Records with interface code:
══════════

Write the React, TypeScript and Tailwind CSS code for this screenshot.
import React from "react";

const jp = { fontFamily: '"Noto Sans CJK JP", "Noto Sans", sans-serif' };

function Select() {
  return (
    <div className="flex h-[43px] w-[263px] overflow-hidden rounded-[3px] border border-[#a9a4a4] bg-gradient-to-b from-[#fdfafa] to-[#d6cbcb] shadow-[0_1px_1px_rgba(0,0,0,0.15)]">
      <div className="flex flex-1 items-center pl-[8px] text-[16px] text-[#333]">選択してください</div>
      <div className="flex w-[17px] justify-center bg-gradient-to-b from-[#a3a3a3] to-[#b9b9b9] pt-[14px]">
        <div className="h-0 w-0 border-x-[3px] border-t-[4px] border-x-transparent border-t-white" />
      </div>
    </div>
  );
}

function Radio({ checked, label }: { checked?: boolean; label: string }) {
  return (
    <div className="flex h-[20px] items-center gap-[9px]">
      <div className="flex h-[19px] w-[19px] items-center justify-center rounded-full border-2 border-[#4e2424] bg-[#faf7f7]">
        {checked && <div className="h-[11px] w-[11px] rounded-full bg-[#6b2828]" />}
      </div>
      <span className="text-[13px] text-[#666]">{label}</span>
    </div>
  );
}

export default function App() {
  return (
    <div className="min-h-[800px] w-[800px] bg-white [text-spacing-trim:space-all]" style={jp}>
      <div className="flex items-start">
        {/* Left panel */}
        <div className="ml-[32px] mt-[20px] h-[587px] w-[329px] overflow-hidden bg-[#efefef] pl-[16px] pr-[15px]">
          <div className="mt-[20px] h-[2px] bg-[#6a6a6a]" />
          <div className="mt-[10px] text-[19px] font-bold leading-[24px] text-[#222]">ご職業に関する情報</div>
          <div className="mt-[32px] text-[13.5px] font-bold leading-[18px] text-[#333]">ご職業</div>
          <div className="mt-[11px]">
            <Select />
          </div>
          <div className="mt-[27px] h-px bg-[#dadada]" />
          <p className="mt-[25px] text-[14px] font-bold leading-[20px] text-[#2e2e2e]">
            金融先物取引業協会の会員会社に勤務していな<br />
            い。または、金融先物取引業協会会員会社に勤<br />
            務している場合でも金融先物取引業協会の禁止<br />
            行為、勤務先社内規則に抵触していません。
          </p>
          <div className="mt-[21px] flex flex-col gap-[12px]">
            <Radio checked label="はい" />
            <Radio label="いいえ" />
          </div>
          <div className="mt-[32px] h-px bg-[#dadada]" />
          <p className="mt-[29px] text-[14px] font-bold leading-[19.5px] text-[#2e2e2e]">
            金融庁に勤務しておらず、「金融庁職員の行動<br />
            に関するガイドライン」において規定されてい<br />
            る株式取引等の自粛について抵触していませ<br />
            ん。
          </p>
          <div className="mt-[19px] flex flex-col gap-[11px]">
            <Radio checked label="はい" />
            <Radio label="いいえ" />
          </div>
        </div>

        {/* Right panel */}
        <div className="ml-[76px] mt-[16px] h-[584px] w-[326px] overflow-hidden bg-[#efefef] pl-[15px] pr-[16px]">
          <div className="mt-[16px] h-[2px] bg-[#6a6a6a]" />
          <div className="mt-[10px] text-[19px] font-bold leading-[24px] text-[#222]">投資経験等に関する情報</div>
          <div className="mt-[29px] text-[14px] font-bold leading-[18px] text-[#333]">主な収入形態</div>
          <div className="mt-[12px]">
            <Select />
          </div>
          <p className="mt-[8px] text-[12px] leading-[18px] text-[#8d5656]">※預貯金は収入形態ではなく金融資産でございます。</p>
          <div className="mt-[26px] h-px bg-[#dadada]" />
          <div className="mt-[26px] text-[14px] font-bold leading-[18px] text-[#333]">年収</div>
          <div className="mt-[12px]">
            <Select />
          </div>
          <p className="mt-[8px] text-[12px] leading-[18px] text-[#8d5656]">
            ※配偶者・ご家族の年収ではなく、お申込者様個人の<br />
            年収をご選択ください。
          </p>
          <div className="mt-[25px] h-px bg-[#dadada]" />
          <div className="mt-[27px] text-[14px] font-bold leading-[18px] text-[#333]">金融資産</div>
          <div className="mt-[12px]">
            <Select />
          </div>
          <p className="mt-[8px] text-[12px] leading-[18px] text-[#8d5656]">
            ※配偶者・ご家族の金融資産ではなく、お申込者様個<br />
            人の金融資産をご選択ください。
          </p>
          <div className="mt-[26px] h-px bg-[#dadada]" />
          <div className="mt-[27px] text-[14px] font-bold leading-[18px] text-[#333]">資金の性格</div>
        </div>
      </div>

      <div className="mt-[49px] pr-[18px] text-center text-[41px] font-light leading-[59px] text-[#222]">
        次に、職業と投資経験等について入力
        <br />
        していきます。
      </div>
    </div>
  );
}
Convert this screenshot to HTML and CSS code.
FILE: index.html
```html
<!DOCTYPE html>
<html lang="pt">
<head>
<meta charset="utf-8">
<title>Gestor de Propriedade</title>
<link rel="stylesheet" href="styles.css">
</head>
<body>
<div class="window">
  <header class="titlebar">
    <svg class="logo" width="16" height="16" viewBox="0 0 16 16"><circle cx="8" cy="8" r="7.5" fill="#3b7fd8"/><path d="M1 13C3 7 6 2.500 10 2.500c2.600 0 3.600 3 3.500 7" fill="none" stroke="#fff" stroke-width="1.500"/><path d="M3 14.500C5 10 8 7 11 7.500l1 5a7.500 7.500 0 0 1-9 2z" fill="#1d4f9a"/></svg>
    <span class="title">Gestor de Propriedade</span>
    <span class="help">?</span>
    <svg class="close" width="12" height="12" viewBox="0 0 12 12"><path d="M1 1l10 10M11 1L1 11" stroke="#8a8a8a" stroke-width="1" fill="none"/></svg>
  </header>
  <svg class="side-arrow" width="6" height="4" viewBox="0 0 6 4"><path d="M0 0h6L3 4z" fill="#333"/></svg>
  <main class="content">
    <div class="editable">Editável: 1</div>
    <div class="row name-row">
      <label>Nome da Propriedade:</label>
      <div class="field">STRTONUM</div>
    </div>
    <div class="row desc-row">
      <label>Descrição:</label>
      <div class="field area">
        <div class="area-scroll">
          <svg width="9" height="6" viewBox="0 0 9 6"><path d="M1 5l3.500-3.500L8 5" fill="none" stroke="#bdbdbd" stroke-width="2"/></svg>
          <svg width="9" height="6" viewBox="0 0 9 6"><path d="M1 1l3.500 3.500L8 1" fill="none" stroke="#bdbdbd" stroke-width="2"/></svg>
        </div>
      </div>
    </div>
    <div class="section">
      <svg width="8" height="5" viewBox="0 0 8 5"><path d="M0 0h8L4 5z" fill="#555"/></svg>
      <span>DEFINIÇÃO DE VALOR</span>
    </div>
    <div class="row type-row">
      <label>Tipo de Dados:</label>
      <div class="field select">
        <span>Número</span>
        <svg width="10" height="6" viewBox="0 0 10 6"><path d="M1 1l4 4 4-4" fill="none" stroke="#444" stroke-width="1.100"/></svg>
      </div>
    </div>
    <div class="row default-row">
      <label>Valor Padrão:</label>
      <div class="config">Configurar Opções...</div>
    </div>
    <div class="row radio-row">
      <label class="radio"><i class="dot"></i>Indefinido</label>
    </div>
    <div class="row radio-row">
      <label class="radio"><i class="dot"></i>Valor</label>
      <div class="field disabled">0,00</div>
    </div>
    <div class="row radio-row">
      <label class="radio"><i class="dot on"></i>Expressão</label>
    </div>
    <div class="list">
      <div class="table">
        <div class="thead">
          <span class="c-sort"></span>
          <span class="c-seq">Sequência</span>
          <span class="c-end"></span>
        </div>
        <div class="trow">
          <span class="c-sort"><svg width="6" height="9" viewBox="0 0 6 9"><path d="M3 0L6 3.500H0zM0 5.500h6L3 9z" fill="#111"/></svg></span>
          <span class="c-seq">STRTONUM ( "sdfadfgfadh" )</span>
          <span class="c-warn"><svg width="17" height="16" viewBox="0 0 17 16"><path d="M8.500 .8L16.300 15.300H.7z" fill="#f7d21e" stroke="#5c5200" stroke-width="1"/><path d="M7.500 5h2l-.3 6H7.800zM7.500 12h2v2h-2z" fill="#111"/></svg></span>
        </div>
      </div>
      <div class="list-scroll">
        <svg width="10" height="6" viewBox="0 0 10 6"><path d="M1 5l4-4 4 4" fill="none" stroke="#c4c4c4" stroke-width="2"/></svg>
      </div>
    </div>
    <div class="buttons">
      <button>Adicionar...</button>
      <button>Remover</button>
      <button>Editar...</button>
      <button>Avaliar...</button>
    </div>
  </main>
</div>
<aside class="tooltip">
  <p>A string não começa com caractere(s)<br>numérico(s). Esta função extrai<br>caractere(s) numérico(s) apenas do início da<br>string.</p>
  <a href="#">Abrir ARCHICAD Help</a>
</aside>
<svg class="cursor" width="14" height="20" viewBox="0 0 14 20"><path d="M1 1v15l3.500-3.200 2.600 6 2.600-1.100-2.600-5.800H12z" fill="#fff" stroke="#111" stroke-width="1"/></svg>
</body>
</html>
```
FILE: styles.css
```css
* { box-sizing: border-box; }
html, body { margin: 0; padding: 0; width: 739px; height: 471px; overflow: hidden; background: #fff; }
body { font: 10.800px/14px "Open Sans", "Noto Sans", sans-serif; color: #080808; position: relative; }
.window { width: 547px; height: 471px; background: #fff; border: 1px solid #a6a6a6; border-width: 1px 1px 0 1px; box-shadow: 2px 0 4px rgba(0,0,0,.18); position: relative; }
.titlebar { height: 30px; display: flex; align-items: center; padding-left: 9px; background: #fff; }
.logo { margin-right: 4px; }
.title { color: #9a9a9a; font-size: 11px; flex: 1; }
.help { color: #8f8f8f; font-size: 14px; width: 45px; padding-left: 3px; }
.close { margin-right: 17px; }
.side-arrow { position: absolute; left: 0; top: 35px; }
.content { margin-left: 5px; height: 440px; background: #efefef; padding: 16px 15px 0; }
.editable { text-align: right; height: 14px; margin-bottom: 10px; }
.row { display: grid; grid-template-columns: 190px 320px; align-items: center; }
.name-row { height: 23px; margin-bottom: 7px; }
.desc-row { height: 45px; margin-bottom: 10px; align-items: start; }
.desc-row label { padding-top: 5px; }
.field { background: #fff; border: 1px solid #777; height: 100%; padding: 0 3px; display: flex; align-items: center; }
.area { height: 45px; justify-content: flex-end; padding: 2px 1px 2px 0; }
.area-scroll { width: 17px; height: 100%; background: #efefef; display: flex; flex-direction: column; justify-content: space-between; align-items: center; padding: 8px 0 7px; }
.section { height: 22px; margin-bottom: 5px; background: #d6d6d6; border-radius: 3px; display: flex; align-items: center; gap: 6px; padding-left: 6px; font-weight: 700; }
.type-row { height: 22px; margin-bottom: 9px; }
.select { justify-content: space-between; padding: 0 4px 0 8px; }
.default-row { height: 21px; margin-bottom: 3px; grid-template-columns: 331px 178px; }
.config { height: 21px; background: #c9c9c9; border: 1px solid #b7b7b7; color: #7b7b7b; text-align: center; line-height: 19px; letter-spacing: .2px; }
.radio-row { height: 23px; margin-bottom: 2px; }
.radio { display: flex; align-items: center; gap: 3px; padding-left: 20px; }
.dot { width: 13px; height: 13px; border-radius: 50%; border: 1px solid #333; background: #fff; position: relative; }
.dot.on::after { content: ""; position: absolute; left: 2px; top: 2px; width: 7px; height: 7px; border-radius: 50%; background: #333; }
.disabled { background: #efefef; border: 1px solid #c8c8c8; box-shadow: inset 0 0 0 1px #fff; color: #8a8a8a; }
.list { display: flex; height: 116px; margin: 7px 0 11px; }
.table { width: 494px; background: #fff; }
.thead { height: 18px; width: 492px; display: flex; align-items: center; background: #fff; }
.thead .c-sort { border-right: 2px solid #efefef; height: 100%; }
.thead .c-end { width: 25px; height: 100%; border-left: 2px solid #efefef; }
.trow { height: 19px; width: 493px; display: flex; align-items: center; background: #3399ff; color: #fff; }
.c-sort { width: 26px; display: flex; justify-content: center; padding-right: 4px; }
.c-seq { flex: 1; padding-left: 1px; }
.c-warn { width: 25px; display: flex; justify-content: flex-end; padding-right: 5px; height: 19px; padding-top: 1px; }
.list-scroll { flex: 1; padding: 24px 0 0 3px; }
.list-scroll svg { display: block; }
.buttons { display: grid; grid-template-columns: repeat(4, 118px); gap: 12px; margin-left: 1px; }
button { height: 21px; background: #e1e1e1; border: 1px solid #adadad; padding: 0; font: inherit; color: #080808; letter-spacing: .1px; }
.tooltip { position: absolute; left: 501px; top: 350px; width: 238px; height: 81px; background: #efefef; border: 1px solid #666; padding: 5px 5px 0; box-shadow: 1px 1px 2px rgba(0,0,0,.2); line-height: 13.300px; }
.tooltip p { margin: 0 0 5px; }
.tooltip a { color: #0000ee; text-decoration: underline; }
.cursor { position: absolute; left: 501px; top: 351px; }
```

══════════

__WHAT YOU NEED TO DO__. Report how many lines include the word "this". Give nothing but the number.

__COMPLETED EXERCISE__. 2